At three they sat down to a nicely cooked meal, and as they did so the beating of a drum and the explosion of firecrackers told them that they were finally under way. The breeze caught the sail, the water rippled against the prow, and they went along merrily for four or five li.

"If this alarming speed keeps up I have faith to believe that we will get to Feng Ti Fu a week or two before it is time for me to turn my face toward home," said Helen laughingly.

The words were scarcely spoken, when there was a grating sound; then the boat came to such a sudden stop that they were almost thrown to the floor. Tremendous excitement and shouting ensued with a rushing about the deck. When the confusion had subsided a little they found that they had run on a sandbar and it took nearly an hour to get them off. Then, after a good deal of discussion, the master of the boat decided to come to anchor for the night. There was a curve in the canal directly in front of them, and if they went on the wind would be dead ahead; and besides, a village was at hand which would make a protection through the hours of darkness. Helen protested mildly that such dillydallying was worse than a schedule, but Miss Matilda agreed with the boatmen. She knew more of the dangers of pirates and bandits than did Helen, and did not care to be caught by darkness between two villages where they would be alone against marauders.

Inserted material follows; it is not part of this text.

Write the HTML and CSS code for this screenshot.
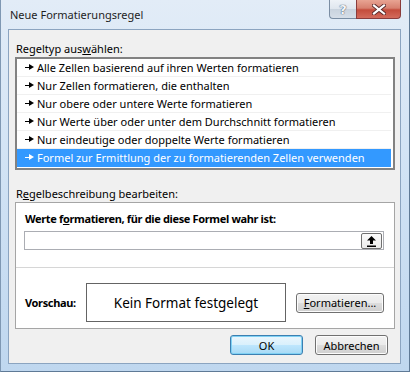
FILE: index.html
```html
<!DOCTYPE html>
<html lang="de">

<head>
    <meta charset="UTF-8">
    <meta name="viewport" content="width=device-width, initial-scale=1.0">
    <title>Neue Formatierungsregel</title>
    <link rel="stylesheet" href="styles.css">
</head>

<body>
    <div class="window">
        <div class="titlebar">
            <span class="title">Neue Formatierungsregel</span>
            <div class="caption-buttons">
                <div class="cap-btn help">?</div>
                <div class="cap-btn close">
                    <svg width="14" height="11" viewBox="0 0 14 11">
                        <path d="M2 1.5 L12 9.5 M12 1.5 L2 9.5" stroke="#5a2a2a" stroke-width="4" stroke-linecap="square" />
                        <path d="M2 1.5 L12 9.5 M12 1.5 L2 9.5" stroke="#ffffff" stroke-width="2.2" stroke-linecap="square" />
                    </svg>
                </div>
            </div>
        </div>

        <div class="client">
            <div class="group-label">Regeltyp aus<u>w</u>ählen:</div>
            <ul class="rule-list">
                <li class="rule"><span class="pointer"></span>Alle Zellen basierend auf ihren Werten formatieren</li>
                <li class="rule"><span class="pointer"></span>Nur Zellen formatieren, die enthalten</li>
                <li class="rule"><span class="pointer"></span>Nur obere oder untere Werte formatieren</li>
                <li class="rule"><span class="pointer"></span>Nur Werte über oder unter dem Durchschnitt formatieren</li>
                <li class="rule"><span class="pointer"></span>Nur eindeutige oder doppelte Werte formatieren</li>
                <li class="rule selected"><span class="pointer"></span>Formel zur Ermittlung der zu formatierenden Zellen verwenden</li>
            </ul>

            <div class="group-label">R<u>e</u>gelbeschreibung bearbeiten:</div>
            <div class="desc-box">
                <div class="formula-part">
                    <div class="bold-label">Werte f<u>o</u>rmatieren, für die diese Formel wahr ist:</div>
                    <div class="formula-input">
                        <div class="ref-btn">
                            <svg width="11" height="12" viewBox="0 0 11 12">
                                <path d="M5.5 1 L10 5.5 H7 V9 H4 V5.5 H1 Z" fill="#000" />
                                <rect x="1" y="10.5" width="9" height="1.5" fill="#000" />
                            </svg>
                        </div>
                    </div>
                </div>
                <div class="preview-part">
                    <span class="bold-label preview-label">Vorschau:</span>
                    <div class="preview">Kein Format festgelegt</div>
                    <button class="btn format-btn"><u>F</u>ormatieren...</button>
                </div>
            </div>

            <div class="dialog-buttons">
                <button class="btn default">OK</button>
                <button class="btn">Abbrechen</button>
            </div>
        </div>
    </div>
</body>

</html>
```

FILE: styles.css
```css
body {
    margin: 0;
    font-family: "Noto Sans", "Open Sans", sans-serif;
    font-size: 11px;
    color: #000;
}

.window {
    width: 410px;
    height: 372px;
    box-sizing: border-box;
    padding: 0 8px 7px 7px;
    display: flex;
    flex-direction: column;
    background: linear-gradient(#e2ecf7, #d3e4f5 40%, #bfd7ef);
    border-left: 1px solid #7f98b3;
    border-right: 1px solid #5f7a96;
    border-bottom: 1px solid #5f7a96;
}

.titlebar {
    height: 29px;
    display: flex;
    align-items: flex-start;
    justify-content: space-between;
}

.title {
    margin: 7px 0 0 2px;
    line-height: 15px;
    color: #1e1e1e;
}

.caption-buttons {
    display: flex;
}

.cap-btn {
    height: 19px;
    box-sizing: border-box;
    display: flex;
    align-items: center;
    justify-content: center;
    border: 1px solid #7a8da3;
    border-top: none;
}

.help {
    width: 27px;
    border-radius: 0 0 0 4px;
    border-right: none;
    background: linear-gradient(#eef2f7, #dfe6ee 50%, #c9d3de 51%, #d6dee8);
    font-family: "DejaVu Sans", sans-serif;
    font-size: 13px;
    font-weight: bold;
    color: #f4f6f9;
    text-shadow: 0 0 1px #44546a, 0 0 1px #44546a;
}

.close {
    width: 45px;
    border-radius: 0 0 4px 0;
    border-color: #8a3c3c;
    background: linear-gradient(#e8a493, #d7806f 45%, #c44c3c 55%, #d36b5c);
}

.client {
    flex: 1;
    background: #f0f0f0;
    border: 1px solid #8ba4c0;
    padding: 11px 5px 0 6px;
    display: flex;
    flex-direction: column;
}

.group-label {
    line-height: 15px;
    padding-left: 1px;
}

.rule-list {
    list-style: none;
    margin: 1px 0 0;
    padding: 0 2px 1px 0;
    border: 2px solid #828282;
    background: #fff;
}

.rule {
    height: 18px;
    line-height: 18px;
    box-sizing: border-box;
    padding-left: 8px;
    border-bottom: 1px solid #f0f0f0;
    display: flex;
    align-items: center;
    white-space: nowrap;
}

.rule.selected {
    background: #3399ff;
    color: #fff;
    border-bottom-color: #3399ff;
}

.pointer {
    position: relative;
    flex-shrink: 0;
    width: 9px;
    height: 7px;
    margin-right: 3px;
}

.pointer::before {
    content: "";
    position: absolute;
    left: 0;
    top: 3px;
    width: 5px;
    height: 1px;
    background: currentColor;
}

.pointer::after {
    content: "";
    position: absolute;
    left: 4px;
    top: 0;
    border-left: 5px solid currentColor;
    border-top: 3.5px solid transparent;
    border-bottom: 3.5px solid transparent;
}

.rule-list + .group-label {
    margin-top: 16px;
}

.desc-box {
    margin-top: 1px;
    background: #fff;
    border: 1px solid #a5a5a5;
}

.formula-part {
    padding: 8px 10px 17px 8px;
    border-bottom: 1px solid #d6d6d6;
}

.bold-label {
    font-weight: bold;
    line-height: 15px;
    letter-spacing: -0.35px;
}

.formula-part .bold-label {
    padding-left: 1px;
}

.formula-input {
    margin-top: 5px;
    height: 19px;
    box-sizing: border-box;
    border: 1px solid #abadb3;
    display: flex;
    justify-content: flex-end;
    align-items: center;
    padding-right: 1px;
}

.ref-btn {
    width: 21px;
    height: 16px;
    box-sizing: border-box;
    border: 1px solid #707070;
    border-radius: 2px;
    background: linear-gradient(#fbfbfb, #ececec);
    display: flex;
    align-items: center;
    justify-content: center;
}

.preview-part {
    display: flex;
    align-items: center;
    padding: 15px 0 6px 9px;
}

.preview-label {
    width: 61px;
}

.preview {
    width: 200px;
    height: 39px;
    box-sizing: border-box;
    border: 1px solid #646464;
    display: flex;
    align-items: center;
    justify-content: center;
    font-size: 13.5px;
}

.btn {
    font-family: inherit;
    font-size: 11px;
    color: #000;
    height: 20px;
    padding: 0;
    border: 1px solid #707070;
    border-radius: 3px;
    background: linear-gradient(#f2f2f2, #ebebeb 50%, #dddddd 51%, #cfcfcf);
    box-shadow: inset 0 0 0 1px #fcfcfc;
}

.format-btn {
    width: 88px;
    margin-left: 10px;
}

.dialog-buttons {
    display: flex;
    justify-content: flex-end;
    gap: 12px;
    margin-top: 6px;
    padding-right: 7px;
}

.dialog-buttons .btn {
    width: 73px;
}

.btn.default {
    border-color: #3c7fb1;
    box-shadow: inset 0 0 0 1px #7fd1f4;
    background: linear-gradient(#eaf6fd, #d9f0fc 50%, #bee6fd 51%, #a7d9f5);
}
```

Very early that evening they retired to bed, for a chill had fallen with sunset that made the thought of warm blankets welcome. It took some time to make everything snug and safe, for there were no locks on the doors arid they had to be secured by ropes. When Helen gathered from a chance remark of Matilda's that these precautions were rather needless as pirates usually captured the whole boat and carried it off, getting rid of the passengers in various ways, a distinct shiver went down her spine. She did not make any inquiries about what these ways were, thinking that where ignorance was bad enough, knowledge would be even worse. Her great comfort was that her friend had taken the trip many times and was still alive to be frightened.

All through the time of her preparations she was disturbed by the quarrelling of the boat people. The wife of one of the boatmen had a red hot temper and her voice was seldom still, but in the quiet of evening it seemed to echo and re-echo through the night. Miss Matilda was evidently used to this sort of lullaby and soon fell asleep. Not so Helen; she twisted and turned and put her hands up over her ears without much success until the voice stopped. She was just falling into her first sweet doze when she was startled awake by the sound of scratching on the door at her head. She raised herself and peered out into the darkness; that surely was the scrape of burglars' tools. She waited quietly at first, but the noise kept furtively on and she felt in a moment that she must scream.